-- BEGIN Collected data --
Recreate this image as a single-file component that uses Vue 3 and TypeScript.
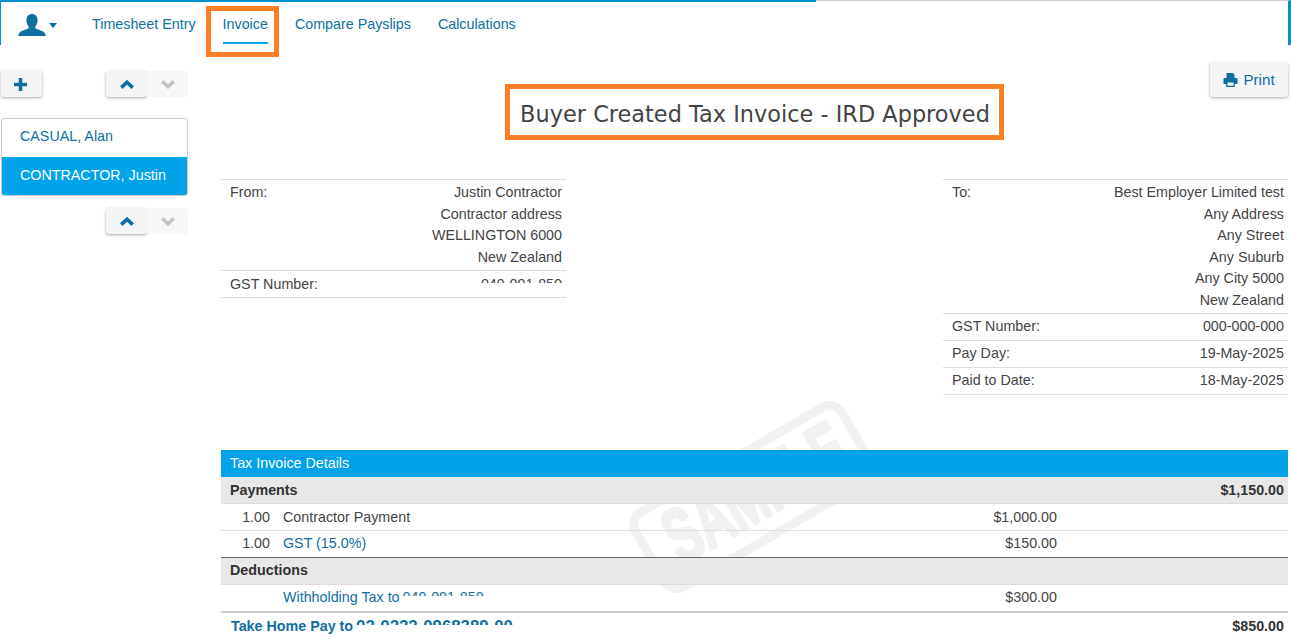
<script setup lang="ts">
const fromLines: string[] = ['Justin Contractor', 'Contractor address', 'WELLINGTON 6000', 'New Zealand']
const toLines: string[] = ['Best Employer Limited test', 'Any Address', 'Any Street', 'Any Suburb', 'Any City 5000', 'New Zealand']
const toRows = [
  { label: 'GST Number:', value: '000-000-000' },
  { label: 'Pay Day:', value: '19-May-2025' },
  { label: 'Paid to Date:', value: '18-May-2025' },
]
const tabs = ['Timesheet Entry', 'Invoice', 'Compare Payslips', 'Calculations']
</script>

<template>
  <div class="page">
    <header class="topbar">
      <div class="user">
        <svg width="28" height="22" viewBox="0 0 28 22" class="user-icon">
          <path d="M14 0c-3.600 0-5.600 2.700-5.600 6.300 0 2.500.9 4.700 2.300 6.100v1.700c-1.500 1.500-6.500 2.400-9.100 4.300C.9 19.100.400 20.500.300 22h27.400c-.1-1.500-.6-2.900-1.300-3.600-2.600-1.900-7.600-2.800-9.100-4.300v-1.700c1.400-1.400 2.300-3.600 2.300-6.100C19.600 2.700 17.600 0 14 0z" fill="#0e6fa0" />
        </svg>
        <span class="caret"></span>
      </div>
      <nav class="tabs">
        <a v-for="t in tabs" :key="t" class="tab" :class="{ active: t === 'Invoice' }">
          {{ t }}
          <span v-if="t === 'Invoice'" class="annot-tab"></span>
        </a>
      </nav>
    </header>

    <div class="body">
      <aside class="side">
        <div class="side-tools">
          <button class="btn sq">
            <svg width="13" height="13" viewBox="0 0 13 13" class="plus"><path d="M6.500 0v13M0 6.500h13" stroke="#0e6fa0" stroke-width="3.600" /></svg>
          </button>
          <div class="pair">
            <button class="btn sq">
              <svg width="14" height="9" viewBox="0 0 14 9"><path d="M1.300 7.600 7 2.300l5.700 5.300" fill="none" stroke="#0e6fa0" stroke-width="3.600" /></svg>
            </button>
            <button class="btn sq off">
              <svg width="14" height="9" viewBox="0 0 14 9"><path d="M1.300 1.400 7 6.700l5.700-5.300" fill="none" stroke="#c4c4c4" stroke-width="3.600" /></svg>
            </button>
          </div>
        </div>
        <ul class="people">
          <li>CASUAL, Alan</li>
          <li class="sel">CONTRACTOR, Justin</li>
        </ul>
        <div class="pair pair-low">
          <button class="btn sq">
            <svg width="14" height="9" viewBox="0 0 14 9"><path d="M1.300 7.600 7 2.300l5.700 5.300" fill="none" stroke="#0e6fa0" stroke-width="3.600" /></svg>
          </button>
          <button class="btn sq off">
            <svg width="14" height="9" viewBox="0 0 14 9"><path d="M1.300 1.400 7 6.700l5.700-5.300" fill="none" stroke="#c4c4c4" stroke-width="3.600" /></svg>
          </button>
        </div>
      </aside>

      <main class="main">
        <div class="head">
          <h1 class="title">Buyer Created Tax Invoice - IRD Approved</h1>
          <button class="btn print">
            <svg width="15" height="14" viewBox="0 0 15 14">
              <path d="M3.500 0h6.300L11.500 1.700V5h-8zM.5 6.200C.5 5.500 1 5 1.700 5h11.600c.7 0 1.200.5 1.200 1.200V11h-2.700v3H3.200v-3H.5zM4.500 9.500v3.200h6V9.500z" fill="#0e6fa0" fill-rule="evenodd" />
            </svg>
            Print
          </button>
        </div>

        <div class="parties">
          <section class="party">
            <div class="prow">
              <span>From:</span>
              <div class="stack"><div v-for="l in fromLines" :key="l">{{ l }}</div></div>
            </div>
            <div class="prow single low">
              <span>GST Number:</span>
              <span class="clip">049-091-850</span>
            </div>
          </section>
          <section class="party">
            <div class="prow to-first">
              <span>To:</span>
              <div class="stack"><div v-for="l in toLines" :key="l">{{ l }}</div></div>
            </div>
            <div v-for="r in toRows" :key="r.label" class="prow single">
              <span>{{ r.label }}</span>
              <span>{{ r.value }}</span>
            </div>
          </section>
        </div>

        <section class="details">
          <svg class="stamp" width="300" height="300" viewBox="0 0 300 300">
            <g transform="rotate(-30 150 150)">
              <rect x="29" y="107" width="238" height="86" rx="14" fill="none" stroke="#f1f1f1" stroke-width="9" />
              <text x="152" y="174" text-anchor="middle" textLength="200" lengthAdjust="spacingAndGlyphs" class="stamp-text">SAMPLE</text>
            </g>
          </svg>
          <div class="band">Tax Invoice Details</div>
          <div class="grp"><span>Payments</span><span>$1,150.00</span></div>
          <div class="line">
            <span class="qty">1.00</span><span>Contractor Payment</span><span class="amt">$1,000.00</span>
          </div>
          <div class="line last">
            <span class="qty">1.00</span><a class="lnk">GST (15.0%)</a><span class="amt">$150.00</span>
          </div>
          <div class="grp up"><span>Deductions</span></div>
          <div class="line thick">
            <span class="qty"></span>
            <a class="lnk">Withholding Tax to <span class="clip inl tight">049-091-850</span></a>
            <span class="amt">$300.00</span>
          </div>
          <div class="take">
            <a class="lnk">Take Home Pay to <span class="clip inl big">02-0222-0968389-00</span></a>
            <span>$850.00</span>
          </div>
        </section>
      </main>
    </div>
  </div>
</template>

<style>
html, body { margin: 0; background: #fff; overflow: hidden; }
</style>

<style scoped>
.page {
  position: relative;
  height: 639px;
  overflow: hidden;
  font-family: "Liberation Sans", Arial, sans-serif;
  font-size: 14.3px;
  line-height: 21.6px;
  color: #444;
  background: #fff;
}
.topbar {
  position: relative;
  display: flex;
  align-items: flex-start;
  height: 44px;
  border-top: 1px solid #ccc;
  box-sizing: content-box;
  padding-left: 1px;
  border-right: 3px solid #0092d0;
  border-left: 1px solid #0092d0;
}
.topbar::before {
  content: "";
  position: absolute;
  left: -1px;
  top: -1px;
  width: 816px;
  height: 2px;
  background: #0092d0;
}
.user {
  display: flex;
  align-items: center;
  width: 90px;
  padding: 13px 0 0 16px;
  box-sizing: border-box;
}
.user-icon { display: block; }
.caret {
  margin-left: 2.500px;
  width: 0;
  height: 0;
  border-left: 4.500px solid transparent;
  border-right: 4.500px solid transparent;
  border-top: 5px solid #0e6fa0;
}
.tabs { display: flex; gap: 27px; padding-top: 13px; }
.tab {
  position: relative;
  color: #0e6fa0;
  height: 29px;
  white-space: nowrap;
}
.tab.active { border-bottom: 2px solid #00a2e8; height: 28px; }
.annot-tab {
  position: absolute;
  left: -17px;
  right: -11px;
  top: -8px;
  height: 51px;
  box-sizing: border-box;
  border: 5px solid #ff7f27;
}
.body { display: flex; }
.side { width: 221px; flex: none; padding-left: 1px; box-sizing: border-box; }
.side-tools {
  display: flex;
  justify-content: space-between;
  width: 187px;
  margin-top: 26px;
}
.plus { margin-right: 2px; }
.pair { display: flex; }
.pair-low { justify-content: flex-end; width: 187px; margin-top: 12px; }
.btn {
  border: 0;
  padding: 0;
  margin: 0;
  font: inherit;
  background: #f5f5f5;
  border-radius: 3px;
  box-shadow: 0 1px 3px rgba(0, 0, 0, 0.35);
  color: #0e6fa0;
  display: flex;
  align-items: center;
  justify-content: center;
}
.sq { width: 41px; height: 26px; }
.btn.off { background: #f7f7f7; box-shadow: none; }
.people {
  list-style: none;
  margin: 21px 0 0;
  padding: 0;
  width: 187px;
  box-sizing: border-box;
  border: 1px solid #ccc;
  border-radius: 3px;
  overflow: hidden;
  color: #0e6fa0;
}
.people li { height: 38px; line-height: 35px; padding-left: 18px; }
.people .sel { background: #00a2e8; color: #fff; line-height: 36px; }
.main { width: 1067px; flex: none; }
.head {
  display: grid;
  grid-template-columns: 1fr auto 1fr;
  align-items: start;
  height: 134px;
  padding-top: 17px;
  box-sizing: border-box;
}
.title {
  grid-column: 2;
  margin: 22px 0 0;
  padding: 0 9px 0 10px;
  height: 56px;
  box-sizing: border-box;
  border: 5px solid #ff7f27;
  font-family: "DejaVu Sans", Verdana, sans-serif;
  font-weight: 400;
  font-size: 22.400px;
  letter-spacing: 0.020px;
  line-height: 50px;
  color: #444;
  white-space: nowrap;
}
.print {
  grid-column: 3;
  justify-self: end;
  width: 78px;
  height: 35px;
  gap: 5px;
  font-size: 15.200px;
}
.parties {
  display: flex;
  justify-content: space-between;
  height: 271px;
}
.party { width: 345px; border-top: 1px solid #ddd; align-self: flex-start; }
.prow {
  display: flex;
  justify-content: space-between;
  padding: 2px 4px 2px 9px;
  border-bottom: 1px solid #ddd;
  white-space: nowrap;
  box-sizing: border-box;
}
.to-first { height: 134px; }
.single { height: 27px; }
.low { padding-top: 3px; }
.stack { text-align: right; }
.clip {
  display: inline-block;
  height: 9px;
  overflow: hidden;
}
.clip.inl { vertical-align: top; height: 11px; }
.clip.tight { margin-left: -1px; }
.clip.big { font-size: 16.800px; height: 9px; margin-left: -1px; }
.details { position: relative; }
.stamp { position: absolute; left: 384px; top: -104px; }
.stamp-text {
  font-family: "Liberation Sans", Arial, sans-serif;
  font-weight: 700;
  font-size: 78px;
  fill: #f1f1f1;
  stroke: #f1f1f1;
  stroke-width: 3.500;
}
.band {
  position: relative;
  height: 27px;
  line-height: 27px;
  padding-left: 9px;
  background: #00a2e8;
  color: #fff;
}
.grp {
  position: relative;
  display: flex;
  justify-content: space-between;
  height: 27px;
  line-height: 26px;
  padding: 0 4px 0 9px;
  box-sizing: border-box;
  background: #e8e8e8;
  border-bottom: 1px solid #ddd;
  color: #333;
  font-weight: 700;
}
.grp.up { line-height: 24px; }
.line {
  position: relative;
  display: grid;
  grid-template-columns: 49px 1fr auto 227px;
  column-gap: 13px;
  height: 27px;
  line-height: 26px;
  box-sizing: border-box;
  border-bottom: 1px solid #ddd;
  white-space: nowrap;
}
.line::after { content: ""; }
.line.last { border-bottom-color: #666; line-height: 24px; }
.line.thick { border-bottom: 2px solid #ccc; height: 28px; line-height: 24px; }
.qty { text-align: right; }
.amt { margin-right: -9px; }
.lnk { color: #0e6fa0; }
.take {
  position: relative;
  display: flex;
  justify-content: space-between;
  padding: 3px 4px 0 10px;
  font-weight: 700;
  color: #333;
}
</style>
-- END Collected data --
Within the data above, count the lines that contain the string "single"; the reply is the number alone.

» **Task response**: 4